START

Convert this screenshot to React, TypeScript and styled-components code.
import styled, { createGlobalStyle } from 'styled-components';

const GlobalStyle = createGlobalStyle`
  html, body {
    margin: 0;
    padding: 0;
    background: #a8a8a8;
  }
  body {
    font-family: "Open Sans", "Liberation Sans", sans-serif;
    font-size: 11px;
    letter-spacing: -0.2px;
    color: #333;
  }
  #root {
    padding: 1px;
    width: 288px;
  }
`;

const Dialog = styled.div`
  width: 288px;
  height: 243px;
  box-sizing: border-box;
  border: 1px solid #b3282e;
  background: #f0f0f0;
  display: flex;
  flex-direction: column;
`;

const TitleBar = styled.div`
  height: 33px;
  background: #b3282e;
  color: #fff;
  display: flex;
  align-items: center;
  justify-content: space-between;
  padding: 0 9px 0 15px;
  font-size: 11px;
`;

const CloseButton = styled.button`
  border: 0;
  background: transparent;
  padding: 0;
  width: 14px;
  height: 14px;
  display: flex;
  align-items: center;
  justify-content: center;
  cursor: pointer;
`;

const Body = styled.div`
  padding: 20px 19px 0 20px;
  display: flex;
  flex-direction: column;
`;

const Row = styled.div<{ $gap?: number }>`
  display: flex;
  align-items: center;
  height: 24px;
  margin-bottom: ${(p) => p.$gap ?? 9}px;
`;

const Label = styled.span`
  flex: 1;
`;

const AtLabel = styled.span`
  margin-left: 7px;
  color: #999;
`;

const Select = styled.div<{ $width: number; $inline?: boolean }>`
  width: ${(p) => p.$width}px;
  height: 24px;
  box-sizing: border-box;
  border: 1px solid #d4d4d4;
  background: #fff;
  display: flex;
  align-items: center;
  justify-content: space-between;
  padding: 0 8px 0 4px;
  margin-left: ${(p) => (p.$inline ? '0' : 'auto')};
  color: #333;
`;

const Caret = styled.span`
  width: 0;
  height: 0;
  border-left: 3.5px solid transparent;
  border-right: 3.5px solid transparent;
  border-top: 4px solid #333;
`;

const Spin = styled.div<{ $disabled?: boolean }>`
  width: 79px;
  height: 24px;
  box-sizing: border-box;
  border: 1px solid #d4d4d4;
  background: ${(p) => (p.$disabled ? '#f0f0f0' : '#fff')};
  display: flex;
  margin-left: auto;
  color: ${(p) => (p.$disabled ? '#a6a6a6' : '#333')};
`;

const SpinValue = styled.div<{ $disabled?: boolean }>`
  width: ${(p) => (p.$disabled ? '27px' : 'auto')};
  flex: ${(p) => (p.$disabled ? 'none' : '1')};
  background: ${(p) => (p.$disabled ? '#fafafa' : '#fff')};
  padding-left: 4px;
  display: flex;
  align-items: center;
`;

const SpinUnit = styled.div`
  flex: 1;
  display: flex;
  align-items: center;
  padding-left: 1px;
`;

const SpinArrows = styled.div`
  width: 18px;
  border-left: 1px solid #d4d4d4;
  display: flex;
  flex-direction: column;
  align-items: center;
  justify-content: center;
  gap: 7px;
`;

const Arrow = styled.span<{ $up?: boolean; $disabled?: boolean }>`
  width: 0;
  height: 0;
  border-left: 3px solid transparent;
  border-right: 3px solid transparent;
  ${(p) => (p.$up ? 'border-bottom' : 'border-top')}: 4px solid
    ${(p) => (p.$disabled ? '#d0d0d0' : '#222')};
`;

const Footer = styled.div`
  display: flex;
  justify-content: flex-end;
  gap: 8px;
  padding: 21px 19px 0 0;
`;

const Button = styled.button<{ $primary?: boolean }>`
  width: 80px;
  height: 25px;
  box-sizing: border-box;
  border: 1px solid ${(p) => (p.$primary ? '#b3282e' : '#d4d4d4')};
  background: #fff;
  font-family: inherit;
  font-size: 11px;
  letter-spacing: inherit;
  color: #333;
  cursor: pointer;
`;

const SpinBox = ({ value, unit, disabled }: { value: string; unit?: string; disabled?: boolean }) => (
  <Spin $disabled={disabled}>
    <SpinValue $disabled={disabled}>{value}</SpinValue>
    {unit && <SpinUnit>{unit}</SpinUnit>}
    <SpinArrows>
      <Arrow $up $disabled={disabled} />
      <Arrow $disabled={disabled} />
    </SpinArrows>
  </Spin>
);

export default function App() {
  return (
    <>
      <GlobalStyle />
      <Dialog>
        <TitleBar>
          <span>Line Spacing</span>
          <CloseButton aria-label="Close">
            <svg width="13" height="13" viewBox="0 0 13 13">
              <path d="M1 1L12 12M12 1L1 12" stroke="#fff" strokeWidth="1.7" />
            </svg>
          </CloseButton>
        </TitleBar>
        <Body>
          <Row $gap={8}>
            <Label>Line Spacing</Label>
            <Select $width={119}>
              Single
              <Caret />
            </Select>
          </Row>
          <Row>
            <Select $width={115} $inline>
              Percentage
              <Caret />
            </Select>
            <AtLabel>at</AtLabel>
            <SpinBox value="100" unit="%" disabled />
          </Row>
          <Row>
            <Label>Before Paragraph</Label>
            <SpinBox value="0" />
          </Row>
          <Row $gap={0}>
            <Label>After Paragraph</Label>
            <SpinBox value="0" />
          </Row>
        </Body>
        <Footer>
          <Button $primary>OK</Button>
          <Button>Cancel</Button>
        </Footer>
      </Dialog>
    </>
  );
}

END

### Required work
Restate the whole listing exactly, leaving out nothing.

### Finished task
Convert this screenshot to React, TypeScript and styled-components code.
import styled, { createGlobalStyle } from 'styled-components';

const GlobalStyle = createGlobalStyle`
  html, body {
    margin: 0;
    padding: 0;
    background: #a8a8a8;
  }
  body {
    font-family: "Open Sans", "Liberation Sans", sans-serif;
    font-size: 11px;
    letter-spacing: -0.2px;
    color: #333;
  }
  #root {
    padding: 1px;
    width: 288px;
  }
`;

const Dialog = styled.div`
  width: 288px;
  height: 243px;
  box-sizing: border-box;
  border: 1px solid #b3282e;
  background: #f0f0f0;
  display: flex;
  flex-direction: column;
`;

const TitleBar = styled.div`
  height: 33px;
  background: #b3282e;
  color: #fff;
  display: flex;
  align-items: center;
  justify-content: space-between;
  padding: 0 9px 0 15px;
  font-size: 11px;
`;

const CloseButton = styled.button`
  border: 0;
  background: transparent;
  padding: 0;
  width: 14px;
  height: 14px;
  display: flex;
  align-items: center;
  justify-content: center;
  cursor: pointer;
`;

const Body = styled.div`
  padding: 20px 19px 0 20px;
  display: flex;
  flex-direction: column;
`;

const Row = styled.div<{ $gap?: number }>`
  display: flex;
  align-items: center;
  height: 24px;
  margin-bottom: ${(p) => p.$gap ?? 9}px;
`;

const Label = styled.span`
  flex: 1;
`;

const AtLabel = styled.span`
  margin-left: 7px;
  color: #999;
`;

const Select = styled.div<{ $width: number; $inline?: boolean }>`
  width: ${(p) => p.$width}px;
  height: 24px;
  box-sizing: border-box;
  border: 1px solid #d4d4d4;
  background: #fff;
  display: flex;
  align-items: center;
  justify-content: space-between;
  padding: 0 8px 0 4px;
  margin-left: ${(p) => (p.$inline ? '0' : 'auto')};
  color: #333;
`;

const Caret = styled.span`
  width: 0;
  height: 0;
  border-left: 3.5px solid transparent;
  border-right: 3.5px solid transparent;
  border-top: 4px solid #333;
`;

const Spin = styled.div<{ $disabled?: boolean }>`
  width: 79px;
  height: 24px;
  box-sizing: border-box;
  border: 1px solid #d4d4d4;
  background: ${(p) => (p.$disabled ? '#f0f0f0' : '#fff')};
  display: flex;
  margin-left: auto;
  color: ${(p) => (p.$disabled ? '#a6a6a6' : '#333')};
`;

const SpinValue = styled.div<{ $disabled?: boolean }>`
  width: ${(p) => (p.$disabled ? '27px' : 'auto')};
  flex: ${(p) => (p.$disabled ? 'none' : '1')};
  background: ${(p) => (p.$disabled ? '#fafafa' : '#fff')};
  padding-left: 4px;
  display: flex;
  align-items: center;
`;

const SpinUnit = styled.div`
  flex: 1;
  display: flex;
  align-items: center;
  padding-left: 1px;
`;

const SpinArrows = styled.div`
  width: 18px;
  border-left: 1px solid #d4d4d4;
  display: flex;
  flex-direction: column;
  align-items: center;
  justify-content: center;
  gap: 7px;
`;

const Arrow = styled.span<{ $up?: boolean; $disabled?: boolean }>`
  width: 0;
  height: 0;
  border-left: 3px solid transparent;
  border-right: 3px solid transparent;
  ${(p) => (p.$up ? 'border-bottom' : 'border-top')}: 4px solid
    ${(p) => (p.$disabled ? '#d0d0d0' : '#222')};
`;

const Footer = styled.div`
  display: flex;
  justify-content: flex-end;
  gap: 8px;
  padding: 21px 19px 0 0;
`;

const Button = styled.button<{ $primary?: boolean }>`
  width: 80px;
  height: 25px;
  box-sizing: border-box;
  border: 1px solid ${(p) => (p.$primary ? '#b3282e' : '#d4d4d4')};
  background: #fff;
  font-family: inherit;
  font-size: 11px;
  letter-spacing: inherit;
  color: #333;
  cursor: pointer;
`;

const SpinBox = ({ value, unit, disabled }: { value: string; unit?: string; disabled?: boolean }) => (
  <Spin $disabled={disabled}>
    <SpinValue $disabled={disabled}>{value}</SpinValue>
    {unit && <SpinUnit>{unit}</SpinUnit>}
    <SpinArrows>
      <Arrow $up $disabled={disabled} />
      <Arrow $disabled={disabled} />
    </SpinArrows>
  </Spin>
);

export default function App() {
  return (
    <>
      <GlobalStyle />
      <Dialog>
        <TitleBar>
          <span>Line Spacing</span>
          <CloseButton aria-label="Close">
            <svg width="13" height="13" viewBox="0 0 13 13">
              <path d="M1 1L12 12M12 1L1 12" stroke="#fff" strokeWidth="1.7" />
            </svg>
          </CloseButton>
        </TitleBar>
        <Body>
          <Row $gap={8}>
            <Label>Line Spacing</Label>
            <Select $width={119}>
              Single
              <Caret />
            </Select>
          </Row>
          <Row>
            <Select $width={115} $inline>
              Percentage
              <Caret />
            </Select>
            <AtLabel>at</AtLabel>
            <SpinBox value="100" unit="%" disabled />
          </Row>
          <Row>
            <Label>Before Paragraph</Label>
            <SpinBox value="0" />
          </Row>
          <Row $gap={0}>
            <Label>After Paragraph</Label>
            <SpinBox value="0" />
          </Row>
        </Body>
        <Footer>
          <Button $primary>OK</Button>
          <Button>Cancel</Button>
        </Footer>
      </Dialog>
    </>
  );
}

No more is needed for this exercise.